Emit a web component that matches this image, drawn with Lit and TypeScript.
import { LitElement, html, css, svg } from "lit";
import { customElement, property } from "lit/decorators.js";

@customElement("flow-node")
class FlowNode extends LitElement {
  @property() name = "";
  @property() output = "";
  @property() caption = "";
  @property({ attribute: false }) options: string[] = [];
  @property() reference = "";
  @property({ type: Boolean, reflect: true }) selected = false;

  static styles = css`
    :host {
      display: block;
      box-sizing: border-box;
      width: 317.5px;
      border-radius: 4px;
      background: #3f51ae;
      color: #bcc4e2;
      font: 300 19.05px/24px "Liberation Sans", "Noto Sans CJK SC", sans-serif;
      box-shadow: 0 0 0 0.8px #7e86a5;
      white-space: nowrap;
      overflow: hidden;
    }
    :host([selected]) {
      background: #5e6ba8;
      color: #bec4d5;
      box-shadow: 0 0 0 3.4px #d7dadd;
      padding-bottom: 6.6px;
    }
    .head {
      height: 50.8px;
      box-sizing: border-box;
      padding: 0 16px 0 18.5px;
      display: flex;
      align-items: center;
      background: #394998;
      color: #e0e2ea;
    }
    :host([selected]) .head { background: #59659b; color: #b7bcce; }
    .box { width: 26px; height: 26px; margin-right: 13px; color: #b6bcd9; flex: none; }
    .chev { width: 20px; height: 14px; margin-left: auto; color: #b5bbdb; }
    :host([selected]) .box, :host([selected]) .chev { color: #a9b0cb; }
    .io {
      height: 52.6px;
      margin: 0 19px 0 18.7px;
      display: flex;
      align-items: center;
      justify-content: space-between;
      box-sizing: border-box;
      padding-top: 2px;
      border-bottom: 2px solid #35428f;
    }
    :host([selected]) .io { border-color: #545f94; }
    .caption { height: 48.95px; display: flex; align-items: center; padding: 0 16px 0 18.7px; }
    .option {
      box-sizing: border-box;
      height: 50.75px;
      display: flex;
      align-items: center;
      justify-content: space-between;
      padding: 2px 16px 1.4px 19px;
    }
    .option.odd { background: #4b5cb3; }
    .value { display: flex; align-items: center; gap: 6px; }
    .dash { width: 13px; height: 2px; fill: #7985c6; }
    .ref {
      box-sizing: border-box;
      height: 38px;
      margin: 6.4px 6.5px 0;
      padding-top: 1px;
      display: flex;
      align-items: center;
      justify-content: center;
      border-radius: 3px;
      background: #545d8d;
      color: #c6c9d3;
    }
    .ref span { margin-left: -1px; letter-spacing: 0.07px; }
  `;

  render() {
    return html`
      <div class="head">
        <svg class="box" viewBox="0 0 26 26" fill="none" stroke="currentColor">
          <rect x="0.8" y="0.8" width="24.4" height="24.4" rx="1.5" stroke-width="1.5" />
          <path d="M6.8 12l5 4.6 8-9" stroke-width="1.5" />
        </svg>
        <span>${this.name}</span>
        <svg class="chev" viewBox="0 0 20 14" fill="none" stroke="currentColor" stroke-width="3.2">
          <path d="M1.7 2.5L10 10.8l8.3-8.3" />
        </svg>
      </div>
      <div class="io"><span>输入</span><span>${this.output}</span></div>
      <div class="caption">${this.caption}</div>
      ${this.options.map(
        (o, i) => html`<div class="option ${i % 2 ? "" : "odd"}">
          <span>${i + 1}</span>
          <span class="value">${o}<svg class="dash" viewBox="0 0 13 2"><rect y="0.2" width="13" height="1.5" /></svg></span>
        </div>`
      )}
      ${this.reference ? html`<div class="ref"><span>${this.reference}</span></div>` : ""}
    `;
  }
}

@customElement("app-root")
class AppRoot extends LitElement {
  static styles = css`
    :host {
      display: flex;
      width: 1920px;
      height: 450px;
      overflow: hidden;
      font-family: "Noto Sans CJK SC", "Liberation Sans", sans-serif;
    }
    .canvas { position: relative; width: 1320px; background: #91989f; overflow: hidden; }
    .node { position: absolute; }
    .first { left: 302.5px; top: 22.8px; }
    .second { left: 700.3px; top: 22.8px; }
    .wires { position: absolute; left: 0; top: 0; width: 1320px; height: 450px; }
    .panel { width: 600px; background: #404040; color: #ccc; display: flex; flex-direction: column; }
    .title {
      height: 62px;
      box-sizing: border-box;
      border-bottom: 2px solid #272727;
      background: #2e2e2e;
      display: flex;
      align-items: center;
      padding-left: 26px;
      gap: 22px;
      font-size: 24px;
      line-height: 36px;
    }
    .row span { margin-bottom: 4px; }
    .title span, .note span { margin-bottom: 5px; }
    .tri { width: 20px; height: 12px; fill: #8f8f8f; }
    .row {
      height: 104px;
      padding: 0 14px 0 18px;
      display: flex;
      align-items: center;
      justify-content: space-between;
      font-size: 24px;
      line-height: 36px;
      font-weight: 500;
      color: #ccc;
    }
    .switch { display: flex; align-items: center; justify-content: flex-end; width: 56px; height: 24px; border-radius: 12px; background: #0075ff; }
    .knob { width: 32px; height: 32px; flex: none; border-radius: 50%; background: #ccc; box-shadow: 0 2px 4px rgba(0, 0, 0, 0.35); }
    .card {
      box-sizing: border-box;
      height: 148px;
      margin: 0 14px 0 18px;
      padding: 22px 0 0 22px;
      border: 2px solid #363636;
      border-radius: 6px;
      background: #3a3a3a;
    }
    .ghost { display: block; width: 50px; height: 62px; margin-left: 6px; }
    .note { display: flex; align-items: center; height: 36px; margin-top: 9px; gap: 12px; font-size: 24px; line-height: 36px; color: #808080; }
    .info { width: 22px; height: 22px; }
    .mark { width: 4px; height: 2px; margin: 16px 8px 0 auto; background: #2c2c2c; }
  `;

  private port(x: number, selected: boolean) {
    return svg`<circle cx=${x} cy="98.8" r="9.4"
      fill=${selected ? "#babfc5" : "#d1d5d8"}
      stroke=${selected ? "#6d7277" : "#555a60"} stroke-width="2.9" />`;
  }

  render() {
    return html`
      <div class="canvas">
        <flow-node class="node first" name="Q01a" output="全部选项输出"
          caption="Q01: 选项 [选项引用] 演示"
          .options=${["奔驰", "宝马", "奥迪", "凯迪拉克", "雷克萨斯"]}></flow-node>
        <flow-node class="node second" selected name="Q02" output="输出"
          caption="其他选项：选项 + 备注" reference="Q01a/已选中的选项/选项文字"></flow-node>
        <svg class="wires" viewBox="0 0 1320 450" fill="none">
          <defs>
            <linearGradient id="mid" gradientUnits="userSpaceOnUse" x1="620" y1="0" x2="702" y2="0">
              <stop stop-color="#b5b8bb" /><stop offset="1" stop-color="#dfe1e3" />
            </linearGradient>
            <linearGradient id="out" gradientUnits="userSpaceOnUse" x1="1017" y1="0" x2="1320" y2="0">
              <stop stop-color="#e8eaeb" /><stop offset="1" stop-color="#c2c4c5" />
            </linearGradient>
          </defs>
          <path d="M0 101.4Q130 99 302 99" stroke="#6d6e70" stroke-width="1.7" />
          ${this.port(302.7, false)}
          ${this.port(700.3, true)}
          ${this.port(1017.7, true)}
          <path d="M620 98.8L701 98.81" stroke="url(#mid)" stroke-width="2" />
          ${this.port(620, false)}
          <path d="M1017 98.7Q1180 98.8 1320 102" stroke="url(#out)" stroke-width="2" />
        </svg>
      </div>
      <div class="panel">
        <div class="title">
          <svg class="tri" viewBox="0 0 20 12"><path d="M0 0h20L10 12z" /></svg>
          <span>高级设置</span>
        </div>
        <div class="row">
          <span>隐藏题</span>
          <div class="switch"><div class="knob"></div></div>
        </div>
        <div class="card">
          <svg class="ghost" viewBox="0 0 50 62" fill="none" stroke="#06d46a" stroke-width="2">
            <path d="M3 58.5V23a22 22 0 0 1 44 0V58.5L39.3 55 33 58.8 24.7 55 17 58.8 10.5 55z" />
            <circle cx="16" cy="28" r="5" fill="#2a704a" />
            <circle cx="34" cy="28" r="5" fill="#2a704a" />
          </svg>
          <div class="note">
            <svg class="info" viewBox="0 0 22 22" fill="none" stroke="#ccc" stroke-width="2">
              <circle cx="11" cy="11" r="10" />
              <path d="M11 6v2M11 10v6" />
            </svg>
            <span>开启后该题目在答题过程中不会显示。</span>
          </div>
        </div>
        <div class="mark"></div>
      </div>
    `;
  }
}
☆ ☆ ☆
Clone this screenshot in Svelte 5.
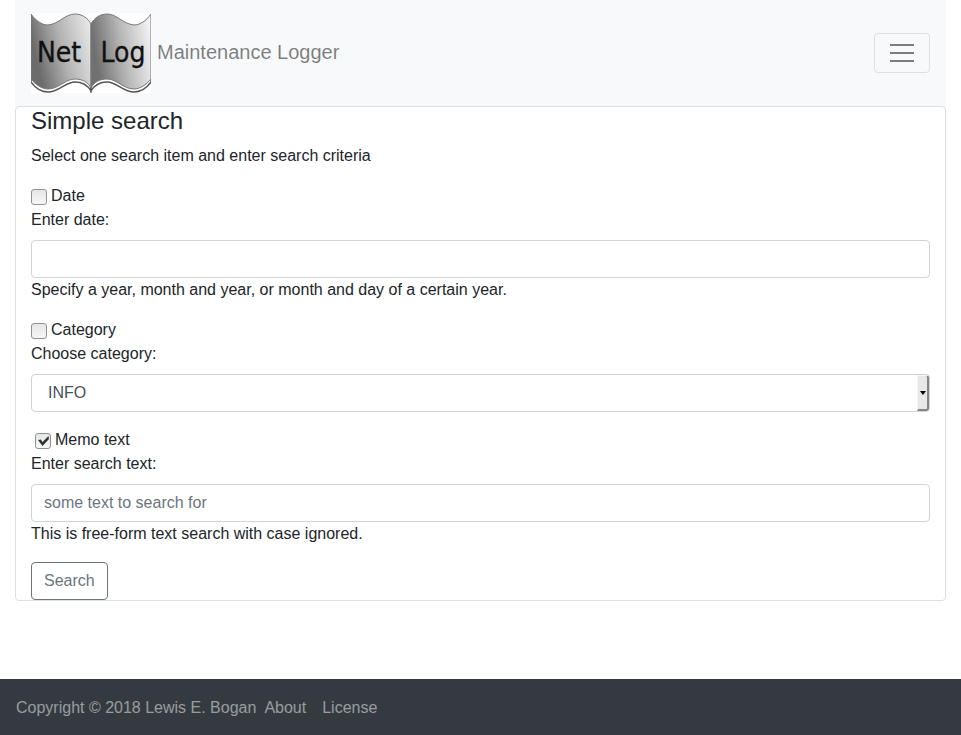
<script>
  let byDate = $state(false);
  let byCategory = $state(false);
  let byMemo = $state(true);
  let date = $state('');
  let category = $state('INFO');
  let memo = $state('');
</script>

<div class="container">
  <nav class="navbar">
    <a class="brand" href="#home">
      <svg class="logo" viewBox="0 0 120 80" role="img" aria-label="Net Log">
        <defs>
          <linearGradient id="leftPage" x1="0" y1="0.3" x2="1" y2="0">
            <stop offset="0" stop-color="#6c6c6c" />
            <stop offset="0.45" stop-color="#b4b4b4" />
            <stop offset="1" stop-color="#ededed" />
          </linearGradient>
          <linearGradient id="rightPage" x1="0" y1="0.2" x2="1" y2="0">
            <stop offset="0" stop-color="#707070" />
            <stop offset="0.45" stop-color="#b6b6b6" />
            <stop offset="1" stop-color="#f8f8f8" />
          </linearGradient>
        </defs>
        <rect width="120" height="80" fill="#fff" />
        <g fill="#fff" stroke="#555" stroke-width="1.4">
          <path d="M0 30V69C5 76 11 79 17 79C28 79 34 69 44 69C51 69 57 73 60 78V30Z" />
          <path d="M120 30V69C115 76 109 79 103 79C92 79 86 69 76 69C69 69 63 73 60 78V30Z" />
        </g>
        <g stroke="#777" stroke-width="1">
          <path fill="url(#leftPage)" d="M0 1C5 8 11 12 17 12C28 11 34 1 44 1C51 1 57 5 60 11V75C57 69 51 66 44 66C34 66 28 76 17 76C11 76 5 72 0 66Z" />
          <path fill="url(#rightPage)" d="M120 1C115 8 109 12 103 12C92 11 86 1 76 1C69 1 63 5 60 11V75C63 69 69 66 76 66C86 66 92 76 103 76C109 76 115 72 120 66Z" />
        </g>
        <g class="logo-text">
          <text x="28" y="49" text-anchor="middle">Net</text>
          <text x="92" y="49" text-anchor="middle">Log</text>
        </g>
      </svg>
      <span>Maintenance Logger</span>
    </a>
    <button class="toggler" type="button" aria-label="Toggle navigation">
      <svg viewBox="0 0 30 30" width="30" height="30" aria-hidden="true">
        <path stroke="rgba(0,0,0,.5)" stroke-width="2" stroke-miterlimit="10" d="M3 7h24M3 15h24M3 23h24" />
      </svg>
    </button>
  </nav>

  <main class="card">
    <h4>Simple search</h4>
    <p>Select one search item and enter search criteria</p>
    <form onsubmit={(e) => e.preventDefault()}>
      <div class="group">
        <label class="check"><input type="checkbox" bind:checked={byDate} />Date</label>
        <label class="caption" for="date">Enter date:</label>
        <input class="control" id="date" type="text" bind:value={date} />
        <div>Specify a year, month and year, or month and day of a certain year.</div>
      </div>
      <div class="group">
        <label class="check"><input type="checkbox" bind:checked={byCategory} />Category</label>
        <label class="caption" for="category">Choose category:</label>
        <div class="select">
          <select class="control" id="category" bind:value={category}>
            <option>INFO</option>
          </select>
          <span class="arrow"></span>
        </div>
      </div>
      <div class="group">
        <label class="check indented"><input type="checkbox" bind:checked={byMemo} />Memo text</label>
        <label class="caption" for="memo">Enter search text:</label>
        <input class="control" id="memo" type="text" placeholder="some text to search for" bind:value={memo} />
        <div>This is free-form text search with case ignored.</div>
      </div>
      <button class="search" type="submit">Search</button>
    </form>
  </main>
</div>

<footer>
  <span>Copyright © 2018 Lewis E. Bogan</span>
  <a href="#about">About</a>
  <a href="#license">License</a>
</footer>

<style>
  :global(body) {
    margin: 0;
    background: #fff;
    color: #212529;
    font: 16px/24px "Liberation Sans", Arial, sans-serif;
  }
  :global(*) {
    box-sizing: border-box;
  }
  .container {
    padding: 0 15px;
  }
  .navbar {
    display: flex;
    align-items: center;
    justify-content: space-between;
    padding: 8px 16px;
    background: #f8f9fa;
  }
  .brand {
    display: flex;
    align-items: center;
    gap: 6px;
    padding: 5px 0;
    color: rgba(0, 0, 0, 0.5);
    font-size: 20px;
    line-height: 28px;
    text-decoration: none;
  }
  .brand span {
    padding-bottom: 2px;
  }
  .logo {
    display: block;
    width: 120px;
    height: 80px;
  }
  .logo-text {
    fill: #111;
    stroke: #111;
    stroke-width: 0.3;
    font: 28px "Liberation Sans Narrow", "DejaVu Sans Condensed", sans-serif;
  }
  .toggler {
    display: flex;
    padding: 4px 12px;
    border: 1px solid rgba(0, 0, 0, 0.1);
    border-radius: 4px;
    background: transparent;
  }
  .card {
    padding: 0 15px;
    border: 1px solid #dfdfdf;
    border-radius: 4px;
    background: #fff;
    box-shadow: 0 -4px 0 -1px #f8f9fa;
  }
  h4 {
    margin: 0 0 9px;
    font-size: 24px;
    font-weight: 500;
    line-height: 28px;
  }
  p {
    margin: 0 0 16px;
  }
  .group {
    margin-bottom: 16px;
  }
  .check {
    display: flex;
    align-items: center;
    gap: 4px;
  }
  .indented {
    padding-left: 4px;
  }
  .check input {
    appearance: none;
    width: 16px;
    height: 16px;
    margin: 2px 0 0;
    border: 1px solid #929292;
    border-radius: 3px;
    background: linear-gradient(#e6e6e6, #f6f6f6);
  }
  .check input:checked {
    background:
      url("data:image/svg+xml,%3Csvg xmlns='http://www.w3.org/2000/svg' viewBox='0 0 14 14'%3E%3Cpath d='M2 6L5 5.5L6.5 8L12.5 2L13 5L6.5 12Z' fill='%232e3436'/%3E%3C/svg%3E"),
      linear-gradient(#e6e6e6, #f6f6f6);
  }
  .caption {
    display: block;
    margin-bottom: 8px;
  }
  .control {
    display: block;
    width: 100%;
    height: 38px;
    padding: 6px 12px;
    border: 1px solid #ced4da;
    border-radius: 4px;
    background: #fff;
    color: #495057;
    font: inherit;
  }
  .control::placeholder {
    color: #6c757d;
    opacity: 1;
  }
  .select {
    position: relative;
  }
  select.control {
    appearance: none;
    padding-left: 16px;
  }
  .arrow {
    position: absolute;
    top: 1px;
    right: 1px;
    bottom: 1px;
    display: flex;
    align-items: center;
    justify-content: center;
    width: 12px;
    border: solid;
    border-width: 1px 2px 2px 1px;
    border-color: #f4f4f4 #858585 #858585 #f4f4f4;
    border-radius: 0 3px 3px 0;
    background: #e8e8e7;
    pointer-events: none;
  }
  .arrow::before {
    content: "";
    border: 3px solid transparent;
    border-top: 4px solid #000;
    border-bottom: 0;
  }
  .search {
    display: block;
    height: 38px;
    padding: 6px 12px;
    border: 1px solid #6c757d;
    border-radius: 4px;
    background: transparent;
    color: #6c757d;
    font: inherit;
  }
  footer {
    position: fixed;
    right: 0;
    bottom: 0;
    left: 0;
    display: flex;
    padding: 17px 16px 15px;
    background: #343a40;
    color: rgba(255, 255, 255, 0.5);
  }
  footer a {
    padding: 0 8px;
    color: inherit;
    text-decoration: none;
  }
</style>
☆ ☆ ☆
• **Work to complete**
From the records above, copy out the line with "Emit a web component", the line with "selected = false;", and every line between them, word for word.

• **Response for this exercise**
Emit a web component that matches this image, drawn with Lit and TypeScript.
import { LitElement, html, css, svg } from "lit";
import { customElement, property } from "lit/decorators.js";

@customElement("flow-node")
class FlowNode extends LitElement {
  @property() name = "";
  @property() output = "";
  @property() caption = "";
  @property({ attribute: false }) options: string[] = [];
  @property() reference = "";
  @property({ type: Boolean, reflect: true }) selected = false;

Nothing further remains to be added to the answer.